For bigger features (eg IPV6)  and refactoring work, it is beneficial to test 
on the feature branches.  If a feature which impacts several other areas gets 
checked in, we do not want the testing done so far invalid. This approach is 
taken to avoid risk in the last minute merges. 
 - Quality is better as defects are isolated and gets fixed before check-in
 -  Helps to keep master in stable condition without any interruption 
throughout development cycles
 

However this would not help to keep the cycles  shorter. If it does, it would 
be marginal. 
 - QA need to validate feature both on feature branch and on Master once check 
in happens.
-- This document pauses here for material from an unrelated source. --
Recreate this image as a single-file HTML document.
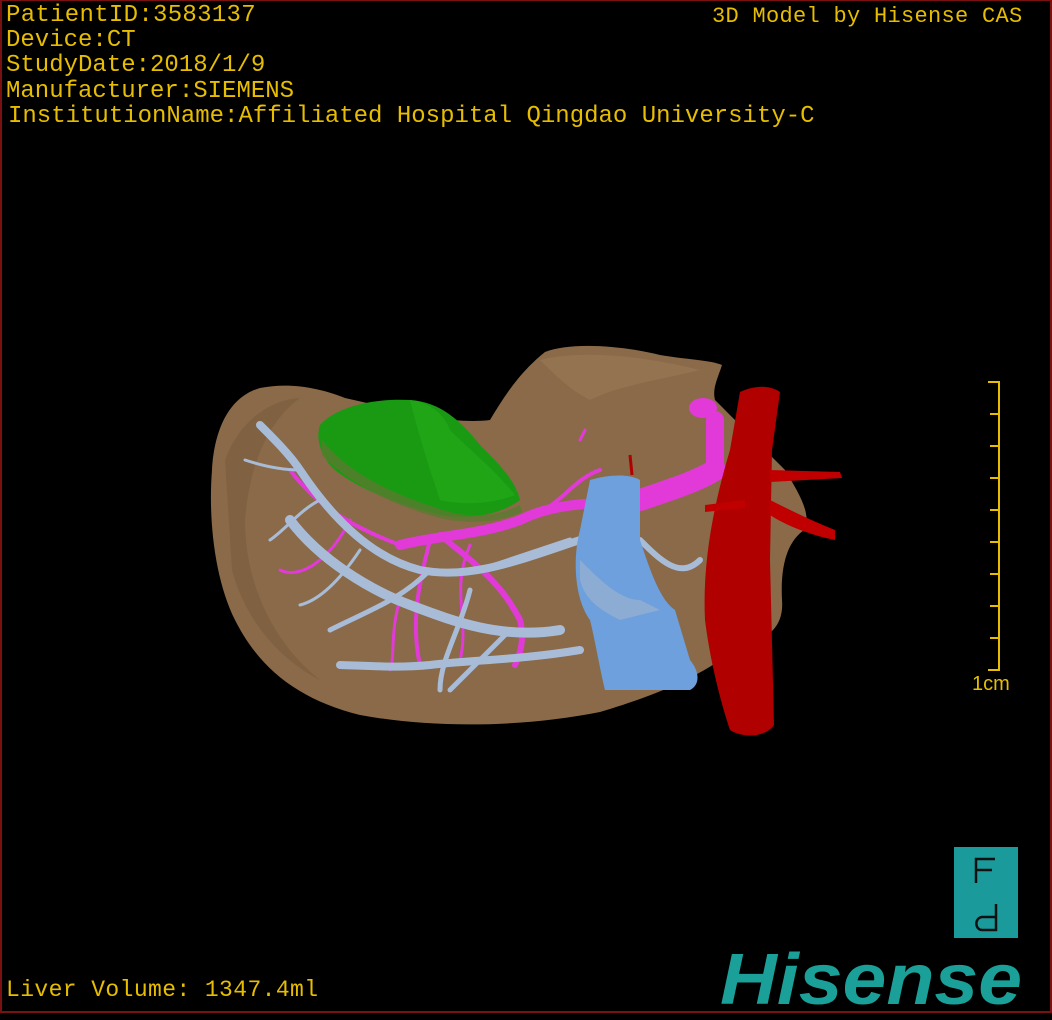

This takes more or less same amount of time. 

 
-----Original Message-----
From: Animesh Chaturvedi [mailto:animesh.chaturv...@citrix.com] 
Sent: Tuesday, April 23, 2013 3:33 PM
To: dev@cloudstack.apache.org
Cc: cloudstack-...@incubator.apache.org
Subject: RE: [DISCUSS] ACS Release 4 month v/s 6 month



> -----Original Message-----
> From: Chip Childers [mailto:chip.child...@sungard.com]
> Sent: Tuesday, April 23, 2013 11:19 AM
> To: dev@cloudstack.apache.org
> Cc: cloudstack-...@incubator.apache.org
> Subject: Re: [DISCUSS] ACS Release 4 month v/s 6 month
> 
> On Tue, Apr 23, 2013 at 10:55:50AM -0700, Will Chan wrote:
> > Again, I am not disputing that more features will make it in given 
> > Dave's
> argument.  In fact, I'm not really that keen on using the fixed cost of 
> release
> mgmt. for the reason of the move as well.   Heck, I'm not even sure a 6
> month cycle would fix any of the issues that have already been 
> outlined but it'd be nice to try.  However, I do know a couple of things:
> >
> > 1. We all want CS releases to be of certain quality.  It needs to 
> > work and
> upgrades need to work.
> 
> +1 - Absolutely
> 
> > 2. ACS still relies too heavily on manual testing and most of it 
> > unfortunately
> comes from 1 company.  We cannot be dependent on another company's 
> schedule to ensure ACS has gone through enough proper testing to 
> achieve (1).
> 
> Also agreed, but this only relates to release schedule for regression 
> and upgrade testing really.  Feature testing is something that should 
> / can be handled prior to a merge in my mind.
> 
[Animesh>] If feature testing could mostly be completed in feature branch that 
would be ideal. However given our limited automation,  manual QA testing on 
feature branch is logistically challenging when a QA person is testing multiple 
features. Sudha/ folks doing primarily QA function can you provide your 
feedback? 

> > 3. Most importantly, the extra 2 months will give QA more time, give
> features more time to settle in, and more automated tests to be 
> written for existing features as well.  I agree with Dave that more feature 
> will come in.
> So what?  If they are not of good enough quality, we don't release it 
> as part of the ACS release.  However, that extra 2 month will give 
> earlier written features more time to be potentially tested and used 
> by people so that we fix the most egregious bugs before we ship it.  
> It will also better accommodate people's schedule so they can fix bugs for 
> their features.
> >
> 
> How do you see the release schedule laying out with multiple releases 
> over the course of time?  What overlaps exist?
> 
> We *really should not* plan on blocking new features from coming into 
> master as they are completed.  That's just an inhibitor to progress.
> Given that assumption, I fail to see how the we would be doing 
> anything
> *but* increasing the overall change size by increasing the time 
> between feature releases.  That leads to increased "cost of release".
> 
> > Personally, so far, I feel 4 months seems a bit rushed.